В оперном спектакле режиссер полностью отказался от занавеса. Переход из одной картины в другую отбивался простым затемнением, а все действие разворачивалось в одной декорации, которая, однако, благодаря освещению и нескольким скупым и точным деталям приобретала всякий раз как бы новое очертание, новое смысловое значение. Это было похоже на чудо!
Основной сценический станок представлял собой пышно вознесшийся дворцовый замок, который при более внимательном взгляде казался, скорее, остовом, руинами пошатнувшегося великолепия. Помост, спускавшийся от ворот замка к авансцене, был основной игровой площадкой, на которой разворачивалось действие. Это сценическое сооружение давало богатые возможности для дополнительных боковых выходов.

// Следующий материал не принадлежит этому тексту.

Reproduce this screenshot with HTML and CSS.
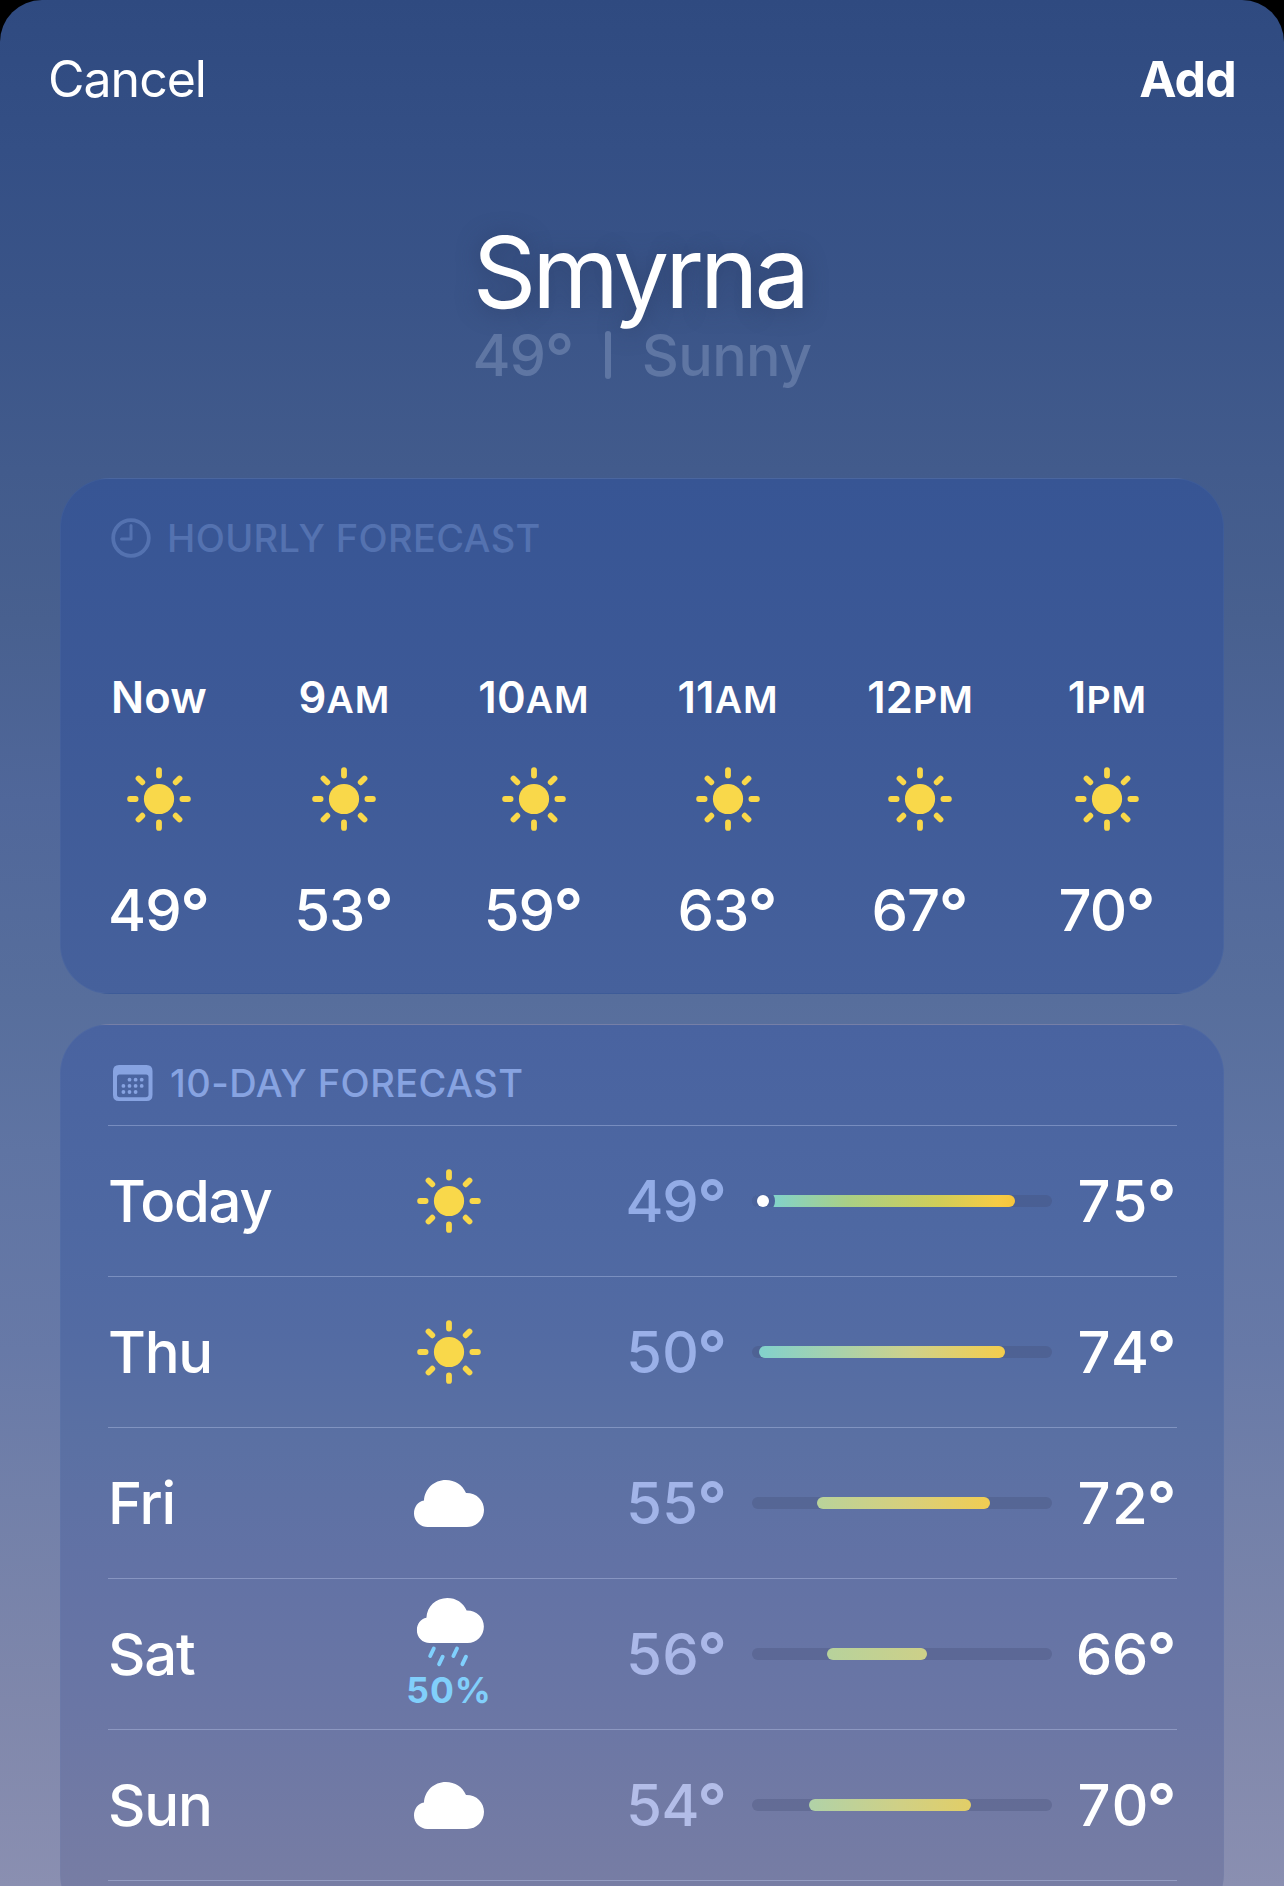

Виртуозно разработанное Тарковским сценическое пространство позволяло реализовать тот второй план, который выражал суть его трактовки. Для этого им были особым образом организованы массовые сцены. Они могли быть «задействованы» на разных уровнях, начиная с «подполья», в котором предназначалось находиться толпе – столь существенному герою трагедии Пушкина и оперы Мусоргского. Эта масса людей – народ, – как единое существо, жила и пульсировала на сцене в своем собственном ритме. Толпа негодовала, приветствовала, требовала, просила, молила, смутьянствовала, иногда вырывалась на помост, в победном похмелье взмывая на стены замка, но всякий раз возвращалась на издревле уготованное ей место только у его подножия. Эта толпа, этот стоглавый организм мог сообщать власти силу и мощь, а мог ее ослаблять, как бы вовсе ей перекрывая дыхание. Это не народ «Андрея Рублева», стонущий под игом «книжников и фарисеев», народ-страдалец, способный, однако, к духовному возрождению, высокому художнически-гражданскому порыву, как это происходит в финале «Колокола». В «Борисе Годунове» народ и щедр, и жесток, но, главное, в конце концов, непредсказуем, не ведая сам, что он творит: разрушительно и самоистребляюще. Последнее заклинание, на которое решался Тарковский в финале (о котором речь впереди), вербально можно было бы сформулировать знаменитым «Господи, прости им, ибо они не ведают, что творят»…
На наших глазах сцена преображалась из преддворцовой площади, кипящей жизнью, в царские покои, из уединенной кельи старца Пимена, ведущего свою летопись времени и фиксирующего его драму, в пышную роскошь польского двора. Тесные и низкие боярские палаты сменялись вольным простором вокруг корчмы, затерявшейся на русско-литовской границе…
Все рецензенты отмечали необыкновенно изобретательное использование света (художник по свету Роберт Брайн), с помощью которого расставлялись многие смысловые акценты. Одна из рецензий так и называлась: «Жестокость толпы под прожектором» («Таймс», 1983, 2 февр.). «Удивительно, что при помощи света и специального движения мизансцены Тарковскому удавалось, кажется, буквально соответствовать пушкинским определениям: “народ идет, рассыпавшись, назад” или “но знаешь сам: бессмысленная чернь изменчива, мятежна, суеверна”».
В сцене разговора Годунова с Федором и Ксенией Борис одет в простую нижнюю рубаху, в которой царь выглядит по бытовому доступным. Но с приходом князя Шуйского Годунов оказывается «закованным» в царские одежды, тут же отделяющие его от обыденного мира простых смертных. Последняя сцена происходила на роскошном ковре, устилавшем пол, ковре, который являлся как бы продолжением ниспадающего полога. Зрителю было понятно, что изысканный рисунок этого полога-ковра есть ничто иное, как карта России, на которой свободно размещаются лишь члены царской семьи. Здесь творятся ее границы, когда все остальные персонажи не смеют ступить в это пространство. Только умному, изворотливому противнику Годунова Шуйскому удавалось будто бы невзначай сдвигать ногой по чуть-чуть этот замысловатый «ковер», сокращая вотчину Годунова.